This story originally appeared at Do You Remember by Ana Suarez.

“White Christmas” is the world’s most popular Christmas song. Many might argue that there are plenty of other songs that are more noted, but the facts do not lie. Bing Crosby’s version of “White Christmas” is the best-selling single of all time, with estimated sales in excess of 50 million copies worldwide. That is 17 million more copies than the next best-selling single (which is not a Christmas tune).

While “White Christmas” has been a staple among the Christmas music industry for decades, you might not have realized it isn’t actually a happy song. The lyrics do give off a message that seems nostalgic for better days and there is a reason for that. Irving Berlin is the composer and lyricist that wrote “White Christmas” and released it in the early 1940s. Irving is known for writing many other classic songs, like “Cheek to Cheek,” “God Bless America,” “Anything You Can Do (I Can Do Better),” “There’s No Business Like Showbusiness,” and so much more.
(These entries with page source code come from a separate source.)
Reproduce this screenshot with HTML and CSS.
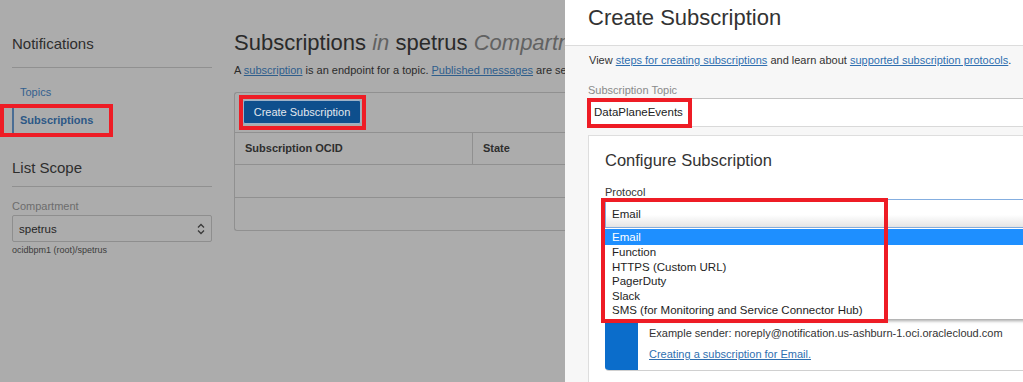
FILE: index.html
```html
<!DOCTYPE html>
<html lang="en">
<head>
<meta charset="utf-8">
<title>Create Subscription</title>
<link rel="stylesheet" href="styles.css">
</head>
<body>
<div class="app">
  <div class="page">
    <aside class="sidebar">
      <h2 class="side-title">Notifications</h2>
      <nav class="side-nav">
        <a class="nav-item">Topics</a>
        <a class="nav-item active">Subscriptions<span class="annot annot-nav"></span></a>
      </nav>
      <h2 class="side-title scope-title">List Scope</h2>
      <div class="field-label">Compartment</div>
      <div class="comp-select">
        <span>spetrus</span>
        <svg class="updown" width="8" height="12" viewBox="0 0 8 12"><path d="M1 4.5 L4 1.5 L7 4.5 M1 7.5 L4 10.5 L7 7.5" fill="none" stroke="#3a3a3a" stroke-width="1.3"/></svg>
      </div>
      <div class="comp-hint">ocidbpm1 (root)/spetrus</div>
    </aside>
    <main class="main">
      <h1 class="main-title">Subscriptions <em>in</em> spetrus <em>Compartment</em></h1>
      <p class="main-desc">A <a>subscription</a> is an endpoint for a topic. <a>Published messages</a> are sent to each subscription for the topic.</p>
      <div class="table-box">
        <div class="toolbar">
          <button class="btn-primary">Create Subscription<span class="annot annot-btn"></span></button>
        </div>
        <div class="trow thead">
          <div class="cell c1">Subscription OCID</div>
          <div class="cell c2">State</div>
        </div>
        <div class="trow"></div>
        <div class="trow"></div>
      </div>
    </main>
  </div>

  <section class="panel">
    <header class="panel-head">
      <h1>Create Subscription</h1>
    </header>
    <div class="panel-body">
      <p class="intro">View <a>steps for creating subscriptions</a> and learn about <a>supported subscription protocols</a>.</p>
      <div class="p-label">Subscription Topic</div>
      <div class="topic-input">DataPlaneEvents<span class="annot annot-topic"></span></div>

      <div class="card">
        <h2 class="card-title">Configure Subscription</h2>
        <div class="c-label">Protocol</div>
        <div class="select-wrap">
          <div class="select">Email</div>
          <ul class="options">
            <li class="sel">Email</li>
            <li>Function</li>
            <li>HTTPS (Custom URL)</li>
            <li>PagerDuty</li>
            <li>Slack</li>
            <li>SMS (for Monitoring and Service Connector Hub)</li>
          </ul>
          <span class="annot annot-select"></span>
        </div>
        <div class="hidden-field"></div>
        <div class="info">
          <div class="stripe">
            <svg width="14" height="14" viewBox="0 0 14 14"><circle cx="7" cy="7" r="6" fill="none" stroke="#fff" stroke-width="1.4"/><path d="M7 6 V10.5 M7 3.5 V4.8" stroke="#fff" stroke-width="1.4"/></svg>
          </div>
          <div class="info-body">
            <div class="info-spacer"></div>
            <p>Example sender: noreply@notification.us-ashburn-1.oci.oraclecloud.com</p>
            <p><a>Creating a subscription for Email.</a></p>
          </div>
        </div>
      </div>
    </div>
  </section>
</div>
</body>
</html>
```
FILE: styles.css
```css
* { box-sizing: border-box; margin: 0; padding: 0; }

body {
  font-family: "Liberation Sans", Arial, sans-serif;
  width: 1023px;
  height: 382px;
  overflow: hidden;
  background: #acacac;
}

.app { display: flex; height: 382px; }

/* dimmed page */
.page {
  width: 565px;
  flex: none;
  overflow: hidden;
  display: flex;
  background: #acacac;
  color: #2b2b2b;
}

.sidebar { width: 200px; margin-left: 12px; flex: none; padding-top: 35px; }

.side-title {
  font-size: 15px;
  line-height: 18px;
  font-weight: normal;
  color: #2e2e2e;
  padding-bottom: 14px;
  border-bottom: 1px solid #909090;
}

.side-nav { display: flex; flex-direction: column; margin-top: 16px; }

.nav-item {
  display: block;
  font-size: 11px;
  line-height: 16px;
  padding-left: 8px;
  color: #33608f;
}
.nav-item + .nav-item { margin-top: 8px; }
.nav-item.active {
  position: relative;
  font-weight: bold;
  line-height: 17px;
  padding: 4px 0 4px 6px;
  border-left: 2px solid #4a6d94;
  color: #2d5886;
}

.scope-title { margin-top: 26px; padding-bottom: 9px; }

.field-label {
  margin-top: 12px;
  font-size: 11px;
  line-height: 14px;
  color: #6c6c6c;
}

.comp-select {
  margin-top: 2px;
  height: 27px;
  border: 1px solid #8e8e8e;
  border-radius: 2px;
  display: flex;
  align-items: center;
  justify-content: space-between;
  padding: 0 6px 0 6px;
  font-size: 11.5px;
  color: #262626;
}

.comp-hint {
  margin-top: 2px;
  font-size: 9px;
  line-height: 12px;
  color: #3c3c3c;
}

.main { flex: none; width: 640px; padding: 30px 0 0 22px; }

.main-title {
  font-size: 22px;
  line-height: 26px;
  font-weight: normal;
  color: #2a2a2a;
  white-space: nowrap;
}
.main-title em { color: #626262; }

.main-desc {
  margin-top: 7px;
  font-size: 11px;
  line-height: 14px;
  color: #2b2b2b;
  white-space: nowrap;
}
.main-desc a { color: #2f5e8c; text-decoration: underline; }

.table-box {
  margin-top: 15px;
  width: 600px;
  border: 1px solid #909090;
  border-right: none;
  border-radius: 3px 0 0 3px;
}

.toolbar { padding: 7px 0 8px 8px; }

.btn-primary {
  position: relative;
  display: block;
  width: 118px;
  height: 24px;
  background: #0e4f8d;
  border: 1px solid #9db2c8;
  border-radius: 2px;
  color: #e2e8ee;
  font-family: "Liberation Sans", Arial, sans-serif;
  font-size: 11px;
}

.trow { height: 33px; border-top: 1px solid #909090; display: flex; }
.thead { height: 32px; }
.cell {
  font-size: 11px;
  font-weight: bold;
  color: #2e2e2e;
  line-height: 31px;
  padding-left: 10px;
}
.c1 { width: 238px; border-right: 1px solid #909090; }

/* side panel */
.panel {
  flex: 1;
  min-width: 0;
  background: #f7f7f7;
  display: flex;
  flex-direction: column;
  overflow: hidden;
}

.panel-head {
  height: 46px;
  flex: none;
  background: #fff;
  border-bottom: 1px solid #dcdcdc;
  padding: 5px 23px 0;
}
.panel-head h1 {
  font-size: 22px;
  line-height: 26px;
  font-weight: normal;
  color: #333;
}

.panel-body { padding: 7px 0 0 22px; }

.intro {
  font-size: 11px;
  line-height: 14px;
  color: #333;
  padding-left: 2px;
  white-space: nowrap;
}
.intro a, .info-body a { color: #2f6fb0; text-decoration: underline; }

.p-label {
  margin-top: 16px;
  padding-left: 1px;
  font-size: 11px;
  line-height: 14px;
  color: #8a8a8a;
}

.topic-input {
  position: relative;
  margin-top: 1px;
  height: 29px;
  background: #fff;
  border-top: 1px solid #c4c4c4;
  border-bottom: 1px solid #d9d9d9;
  padding-left: 7px;
  font-size: 11.5px;
  line-height: 27px;
  color: #222;
}

.card {
  margin: 8px -20px 0 1px;
  background: #fff;
  border: 1px solid #dedede;
  padding: 14px 0 0 16px;
  height: 260px;
}

.card-title {
  font-size: 16.5px;
  line-height: 20px;
  font-weight: normal;
  color: #333;
}

.c-label {
  margin-top: 15px;
  font-size: 11px;
  line-height: 14px;
  color: #333;
}

.select-wrap { position: relative; }

.select {
  height: 29px;
  border: 1px solid #84aee0;
  background: linear-gradient(#fff 55%, #e4e4e4);
  padding-left: 6px;
  font-size: 11.5px;
  line-height: 28px;
  color: #222;
}

.options {
  position: absolute;
  top: 29px;
  left: 0;
  right: 0;
  list-style: none;
  background: #fff;
  padding: 1px 0;
  box-shadow: 0 2px 3px rgba(0, 0, 0, 0.35);
  z-index: 2;
}
.options li {
  height: 14.6px;
  line-height: 14.6px;
  padding-left: 7px;
  font-size: 11.5px;
  color: #1e1e1e;
  white-space: nowrap;
}
.options li.sel {
  height: 16px;
  line-height: 16px;
  background: #1e8fff;
  color: #fff;
}

.hidden-field { height: 43px; margin-top: 14px; }

.info {
  margin-top: 13px;
  display: flex;
  border: 1px solid #d0d0d0;
  border-left: none;
  border-radius: 0 0 0 4px;
  overflow: hidden;
  background: #fff;
}
.stripe {
  width: 33px;
  flex: none;
  background: #0b6dcb;
  display: flex;
  justify-content: center;
  align-items: flex-start;
  padding-top: 9px;
}
.info-body {
  padding: 3px 11px 5px;
  font-size: 11px;
  line-height: 21px;
  color: #333;
  white-space: nowrap;
}
.info-spacer { height: 21px; }

/* red annotation boxes */
.annot {
  position: absolute;
  border: 4px solid #ee1c25;
  pointer-events: none;
  z-index: 5;
}
.annot-nav { left: -14px; top: -4px; width: 113px; height: 33px; }
.annot-btn { left: -5px; top: -6px; width: 127px; height: 35px; }
.annot-topic { left: 0; top: -1px; width: 105px; height: 30px; }
.annot-select { left: -4px; top: -1px; width: 287px; height: 125px; }
```
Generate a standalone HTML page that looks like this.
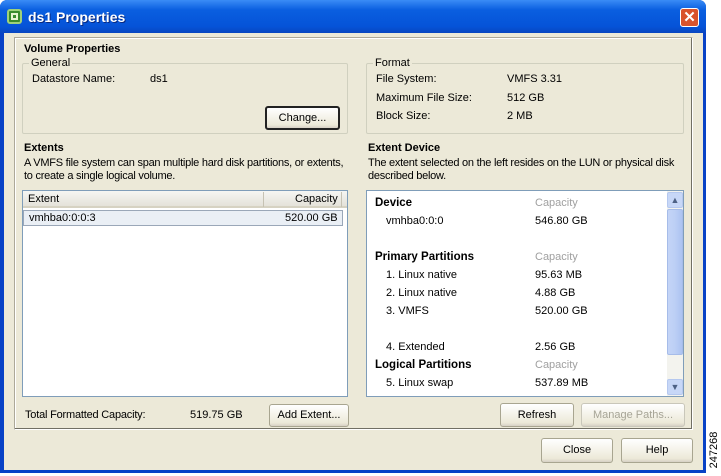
<!DOCTYPE html>
<html><head><style>
*{margin:0;padding:0;box-sizing:border-box}
body{width:721px;height:476px;background:#fff;position:relative;overflow:hidden;font-family:"Liberation Sans",Tahoma,sans-serif;font-size:11px;color:#000}
.a{position:absolute;white-space:nowrap}
.b{font-weight:bold}
.g{color:#a0a0a0}
.btn{position:absolute;border:1px solid #003c74;border-radius:3px;background:linear-gradient(#fff,#ece9d8 85%,#d6d0c5);text-align:center;font-size:11px}
.gb{position:absolute;border:1px solid #d0d0bf;border-radius:2px}
.lg{position:absolute;background:#ece9d8;padding:0 2px;top:-7px;left:8px}
</style></head><body>
<div class="a" style="left:0;top:0;width:706px;height:473px;background:#0842c6;border-radius:7px 7px 0 0"></div>
<div class="a" style="left:0;top:0;width:706px;height:33px;background:linear-gradient(#3a8cf6,#0a5fe0 30%,#0553d8 80%,#0846c0);border-radius:7px 7px 0 0"></div>
<div class="a" style="left:7px;top:9px;width:15px;height:15px;border:2px solid #9fd27a;border-radius:3px;background:#3b8b2c"></div>
<div class="a" style="left:11px;top:13px;width:7px;height:7px;border:2px solid #e8f4d0"></div>
<div class="a b" style="left:28px;top:9px;font-size:14px;color:#fff;text-shadow:1px 1px #0a2a80">ds1 Properties</div>
<div class="a" style="left:680px;top:8px;width:19px;height:19px;background:#d9532c;border:1px solid #fff;border-radius:3px;color:#fff;font-size:15px;text-align:center;line-height:17px;font-weight:bold">✕</div>
<div class="a" style="left:4px;top:33px;width:699px;height:437px;background:#ece9d8"></div>
<div class="a" style="left:14px;top:37px;width:679px;height:393px;border:1px solid #aca899;border-right-color:#fff;border-bottom-color:#fff;box-shadow:inset -1px -1px #716f64,inset 1px 1px #fff"></div>

<div class="a b" style="left:24px;top:43px">Volume Properties</div>
<div class="gb" style="left:22px;top:63px;width:326px;height:71px"><span class="lg" style="left:6px">General</span></div>
<div class="a" style="left:32px;top:73px">Datastore Name:</div>
<div class="a" style="left:150px;top:73px">ds1</div>
<div class="btn" style="left:265px;top:106px;width:75px;height:24px;line-height:21px;border-width:2px;border-color:#222">Change...</div>

<div class="gb" style="left:366px;top:63px;width:318px;height:71px"><span class="lg" style="left:6px">Format</span></div>
<div class="a" style="left:376px;top:73px">File System:</div><div class="a" style="left:507px;top:73px">VMFS 3.31</div>
<div class="a" style="left:376px;top:92px">Maximum File Size:</div><div class="a" style="left:507px;top:92px">512 GB</div>
<div class="a" style="left:376px;top:110px">Block Size:</div><div class="a" style="left:507px;top:110px">2 MB</div>

<div class="a b" style="left:24px;top:142px">Extents</div>
<div class="a" style="left:24px;top:157px;line-height:13px;letter-spacing:-0.25px">A VMFS file system can span multiple hard disk partitions, or extents,<br>to create a single logical volume.</div>
<div class="a" style="left:22px;top:190px;width:326px;height:207px;background:#fff;border:1px solid #7f9db9"></div>
<div class="a" style="left:23px;top:191px;width:324px;height:17px;background:linear-gradient(#f6f6f3,#e4e2d9);border-bottom:2px solid #d6d2c2"></div>
<div class="a" style="left:263px;top:192px;width:1px;height:15px;background:#c6c2b3"></div>
<div class="a" style="left:341px;top:192px;width:1px;height:15px;background:#c6c2b3"></div>
<div class="a" style="left:28px;top:193px">Extent</div>
<div class="a" style="left:295px;top:193px">Capacity</div>
<div class="a" style="left:23px;top:210px;width:320px;height:16px;background:#eaeff5;border:1px solid #9aa7b8"></div>
<div class="a" style="left:29px;top:212px">vmhba0:0:0:3</div>
<div class="a" style="left:285px;top:212px">520.00 GB</div>

<div class="a" style="left:25px;top:409px;letter-spacing:-0.2px">Total Formatted Capacity:</div>
<div class="a" style="left:190px;top:409px">519.75 GB</div>
<div class="btn" style="left:269px;top:404px;width:80px;height:23px;line-height:21px;border-color:#a8a590">Add Extent...</div>

<div class="a b" style="left:368px;top:142px">Extent Device</div>
<div class="a" style="left:368px;top:157px;line-height:13px;letter-spacing:-0.25px">The extent selected on the left resides on the LUN or physical disk<br>described below.</div>
<div class="a" style="left:366px;top:190px;width:318px;height:207px;background:#fff;border:1px solid #7f9db9"></div>
<div class="a" style="left:667px;top:191px;width:16px;height:205px;background:#f3f3ee"></div>
<div class="a" style="left:667px;top:192px;width:16px;height:16px;background:#c7d7f7;border:1px solid #b5c8ef;border-radius:2px;color:#4d6185;font-size:9px;text-align:center;line-height:14px">▲</div>
<div class="a" style="left:667px;top:209px;width:16px;height:146px;background:linear-gradient(90deg,#c4d4f6,#bccff5 50%,#adc3f1);border:1px solid #a6bce9;border-radius:2px"></div>
<div class="a" style="left:667px;top:379px;width:16px;height:16px;background:#c7d7f7;border:1px solid #b5c8ef;border-radius:2px;color:#4d6185;font-size:9px;text-align:center;line-height:14px">▼</div>

<div class="a b" style="left:375px;top:197px;font-size:11.5px">Device</div><div class="a g" style="left:535px;top:197px">Capacity</div>
<div class="a" style="left:386px;top:215px">vmhba0:0:0</div><div class="a" style="left:535px;top:215px">546.80 GB</div>
<div class="a b" style="left:375px;top:251px;font-size:11.5px">Primary Partitions</div><div class="a g" style="left:535px;top:251px">Capacity</div>
<div class="a" style="left:386px;top:269px">1. Linux native</div><div class="a" style="left:535px;top:269px">95.63 MB</div>
<div class="a" style="left:386px;top:287px">2. Linux native</div><div class="a" style="left:535px;top:287px">4.88 GB</div>
<div class="a" style="left:386px;top:305px">3. VMFS</div><div class="a" style="left:535px;top:305px">520.00 GB</div>
<div class="a" style="left:386px;top:341px">4. Extended</div><div class="a" style="left:535px;top:341px">2.56 GB</div>
<div class="a b" style="left:375px;top:359px;font-size:11.5px">Logical Partitions</div><div class="a g" style="left:535px;top:359px">Capacity</div>
<div class="a" style="left:386px;top:377px">5. Linux swap</div><div class="a" style="left:535px;top:377px">537.89 MB</div>

<div class="btn" style="left:500px;top:403px;width:74px;height:24px;line-height:22px;border-color:#a8a590">Refresh</div>
<div class="btn" style="left:581px;top:403px;width:104px;height:24px;line-height:22px;border-color:#c9c7ba;color:#a6a496">Manage Paths...</div>
<div class="btn" style="left:541px;top:438px;width:72px;height:25px;line-height:23px;border-color:#a8a590">Close</div>
<div class="btn" style="left:621px;top:438px;width:72px;height:25px;line-height:23px;border-color:#a8a590">Help</div>

<div class="a" style="left:694px;top:444px;width:40px;height:12px;line-height:12px;text-align:center;font-size:11px;transform:rotate(-90deg)">247268</div>
</body></html>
The song first gained fame when it was sung by Bing Crosby on his NBC radio show The Kraft Music Hall on Christmas Day in 1941. He then performed the song in the film Holiday Inn with Marjorie Reynolds (her voice was dubbed by Martha Mears) in 1942. At first, one of Holiday Inn’s other songs, “Be Careful, It’s My Heart,” greatly outperformed the Christmas classic. It wasn’t until the end of 1942 that “White Christmas” began to take off.

Since the ’40s, “White Christmas” has been played every holiday and is now considered a classic by all. Even the Guinness Book of World Records vouches for its #1 status. Music critic Stephen Holden went on to say that the success of the song had to do partly with the fact that “the song also evokes a primal nostalgia—a pure childlike longing for roots, home and childhood—that goes way beyond the greeting imagery.”

However, that longing for roots might be interpreted by all of us much differently than Irving intended. Or at least, it doesn’t come across to express why he wrote the song. It was inspired by the loss of his son. Irving and his wife Ellin Mackay lost their first son, Irving Berlin Jr., on Christmas Eve in 1928, when he was only 3 weeks old.

Every year after the death of their son, Irving and Ellin would visit his grave on Christmas. Jody Rosen, author of White Christmas: The Story of an American Song, wrote, “The kind of deep secret of the song may be that it was Berlin responding in some way to his melancholy about the death of his son.”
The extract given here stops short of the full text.